Il convient de rappeler brièvement que l’ensemble des accords parfaits de trois sons posés sur chacun des degrés d’une gamme majeure se divise en accords parfaits majeurs ou mineurs (l’accord sur le septième degré, qui est un accord de quinte diminuée devant être considéré à part). Cela suffit à accuser la prééminence du premier degré ou tonique, du cinquième ou dominante, du quatrième ou sous-dominante, tous trois supportant un accord parfait majeur, et ces accords contenant à eux trois toutes les notes du mode.

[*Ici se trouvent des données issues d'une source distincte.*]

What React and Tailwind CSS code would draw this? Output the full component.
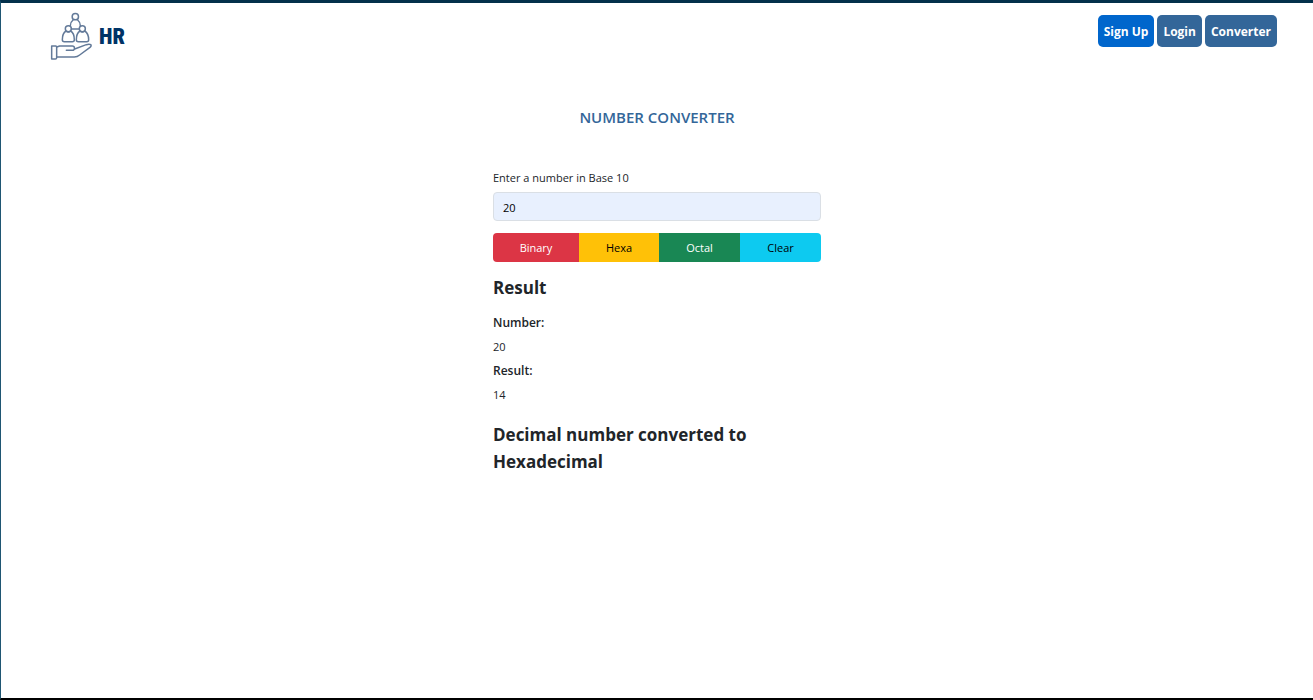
import { useState } from "react";

const operations = {
  Binary: { base: 2, className: "grow-[86] bg-[#dc3545] text-white" },
  Hexadecimal: { base: 16, className: "grow-[80] bg-[#ffc107] text-black", label: "Hexa" },
  Octal: { base: 8, className: "grow-[81] bg-[#198754] text-white" },
};

function Logo() {
  return (
    <a href="#home" aria-label="HR home" className="flex items-center gap-1.5 text-[#003366]">
      <svg
        viewBox="30 36 129 147"
        className="h-[49px] w-[43px]"
        fill="none"
        stroke="#637a99"
        strokeWidth="4.5"
        strokeLinejoin="round"
        strokeLinecap="round"
      >
        <circle cx="106" cy="50" r="9.5" />
        <path d="M99 60 C94 64 91 70 91 77 M113 60 C118 64 121 70 121 77 M94 87 H118" />
        <circle cx="85" cy="86" r="9" />
        <circle cx="127" cy="86" r="9" />
        <path d="M78 93 C70 98 67 108 67 119 Q67 125 73 125 H97 Q103 125 103 119 C103 108 100 98 92 93 Q85 99 78 93 Z" />
        <path d="M120 93 C112 98 109 108 109 119 Q109 125 115 125 H140 Q146 125 146 119 C146 108 142 98 134 93 Q127 99 120 93 Z" />
        <path d="M35 138 H47 Q50 138 50 142 V173 Q50 177 46 177 H35 Z" />
        <path d="M50 141 L59 138 H97 C105 138 106 151 97 151 H79 M104 147 L139 134 C151 130 158 135 150 142 L119 165 Q112 171 103 171 H50" />
      </svg>
      <span className="font-['Roboto_Condensed','Roboto',sans-serif] text-[22px] leading-none font-black">
        HR
      </span>
    </a>
  );
}

function NavLink({ children, href, className }) {
  return (
    <a href={href} className={`flex h-8 items-center rounded-[5px] px-1.5 pt-0.5 text-[12px] font-bold text-white ${className}`}>
      {children}
    </a>
  );
}

export default function App() {
  const [value, setValue] = useState("20");
  const [result, setResult] = useState({ number: "20", output: "14", name: "Hexadecimal" });

  const convert = (name) => {
    const number = parseInt(value, 10);
    if (Number.isNaN(number)) return;
    setResult({ number: String(number), output: number.toString(operations[name].base).toUpperCase(), name });
  };

  const clear = () => {
    setValue("");
    setResult(null);
  };

  return (
    <div className="flex min-h-screen flex-col border-t-3 border-b-2 border-l border-t-[#03314b] border-b-black border-l-[#1f5673] bg-white font-['Open_Sans','Noto_Sans',sans-serif] text-[11px] text-[#212529]">
      <header className="flex items-start justify-between pt-[9px] pr-9 pl-[49px]">
        <Logo />
        <nav className="flex gap-[3px] pt-[3px]">
          <NavLink href="#signup" className="bg-[#0066cc]">Sign Up</NavLink>
          <NavLink href="#login" className="bg-[#336699]">Login</NavLink>
          <NavLink href="#converter" className="bg-[#336699]">Converter</NavLink>
        </nav>
      </header>

      <main className="mx-auto mt-11 flex w-full max-w-[328px] flex-col">
        <h1 className="text-center text-[15px] leading-6 font-semibold text-[#336699]">NUMBER CONVERTER</h1>

        <label htmlFor="number" className="mt-[37px] leading-6">Enter a number in Base 10</label>
        <input
          id="number"
          type="text"
          inputMode="numeric"
          value={value}
          onChange={(e) => setValue(e.target.value)}
          className="mt-0.5 h-[29px] rounded-[4px] border border-[#dadfe5] bg-[#e8f0fe] px-[9px] pt-0.5 text-black"
        />

        <div className="mt-3 flex h-[29px] overflow-hidden rounded-[4px]">
          {Object.entries(operations).map(([name, op]) => (
            <button key={name} type="button" onClick={() => convert(name)} className={`basis-0 pt-0.5 ${op.className}`}>
              {op.label ?? name}
            </button>
          ))}
          <button type="button" onClick={clear} className="grow-[81] basis-0 bg-[#0dcaf0] pt-0.5 text-black">
            Clear
          </button>
        </div>

        {result && (
          <section>
            <h2 className="mt-3 text-[17px] leading-[27px] font-bold">Result</h2>
            <dl className="mt-2.5 leading-6">
              <dt className="text-[12px] font-semibold">Number:</dt>
              <dd>{result.number}</dd>
              <dt className="text-[12px] font-semibold">Result:</dt>
              <dd>{result.output}</dd>
            </dl>
            <p className="mt-3.5 text-[17px] leading-[27px] font-bold">
              Decimal number converted to {result.name}
            </p>
          </section>
        )}
      </main>
    </div>
  );
}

Dans cet ensemble de trois accords, le premier degré, do , et le cinquième, sol , apparaissent chacun deux fois, les autres une seule. Ce premier et ce cinquième degré sont donc les pivots du mode; ils affirment plus vigoureusement qu’aucun autre la tonalité, ce qui correspond d’ailleurs à la donnée naturelle représentée par le rapport de quinte (do-sol ), seule consonance parfaite reconnue dans la Grèce antique, avec son renversement, la quarte (sol-do ), l’octave et l’unisson.

Il y a donc, dans l’échelle d’ut majeur du système tonal, trois sons qui exercent sur les autres une autorité absolue: le premier degré (do ), le cinquième (sol ) et, avec une puissance un peu moindre, le quatrième (fa ).

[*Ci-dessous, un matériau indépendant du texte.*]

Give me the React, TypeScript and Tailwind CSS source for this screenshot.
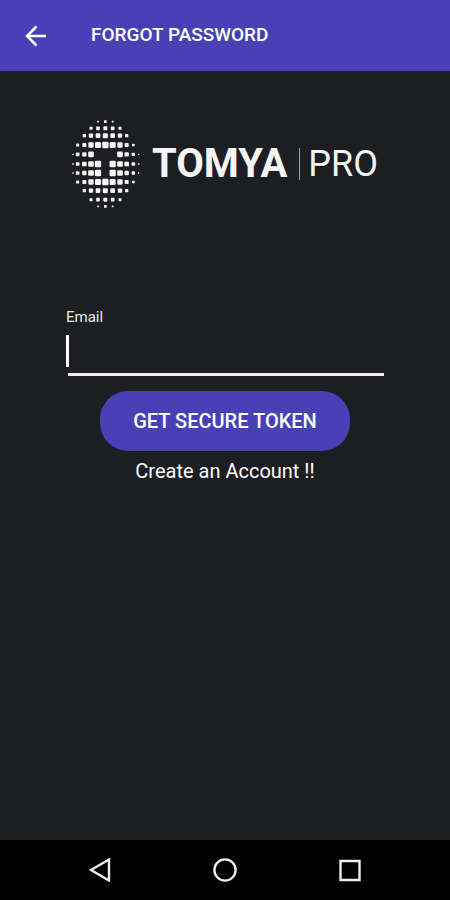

Chaque son de la gamme est susceptible de servir de base à un complexe harmonique, fait d’un étagement de tierces (ce n’est pas, comme on le croyait jadis, l’étagement des tierces qui définit et justifie l’accord parfait, et, au-delà, les accords plus complexes de l’harmonie classique, mais c’est à cela qu’on peut finalement le ramener). Selon le nombre de tierces ainsi superposées, on compose un accord parfait consonant (deux tierces) ou des accords dissonants, septième (trois tierces), neuvième (quatre tierces), et ainsi de suite. On obtient ainsi, au sein d’une même tonalité, toute une constellation d’accords nombreux qui, dans l’harmonie classique, n’entraînent l’emploi d’aucun des cinq sons non compris dans le mode. Accords d’autant plus nombreux que chacun d’eux peut être énoncé dans sa position fondamentale ou dans l’un de ses divers renversements.

Qu’ils groupent trois sons seulement (accords parfaits) ou plusieurs autres, ces accords sont hiérarchisés entre eux par les degrés mêmes sur lesquels ils sont édifiés. Les deux plus importants sont celui du premier degré (tonique) et celui du cinquième degré (dominante), c’est-à-dire, pour prendre la tonalité la plus simple, celle de do majeur: do-mi-sol et sol-si-ré. Toutefois, si l’on demeure dans l’harmonie consonante (accords parfaits de trois sons), ces deux accords ne suffisent pas à affirmer la tonalité de do majeur. C’est ainsi qu’on n’y entend pas le fa , qui, selon qu’il serait naturel ou diésé, nous placerait en do ou en sol majeur.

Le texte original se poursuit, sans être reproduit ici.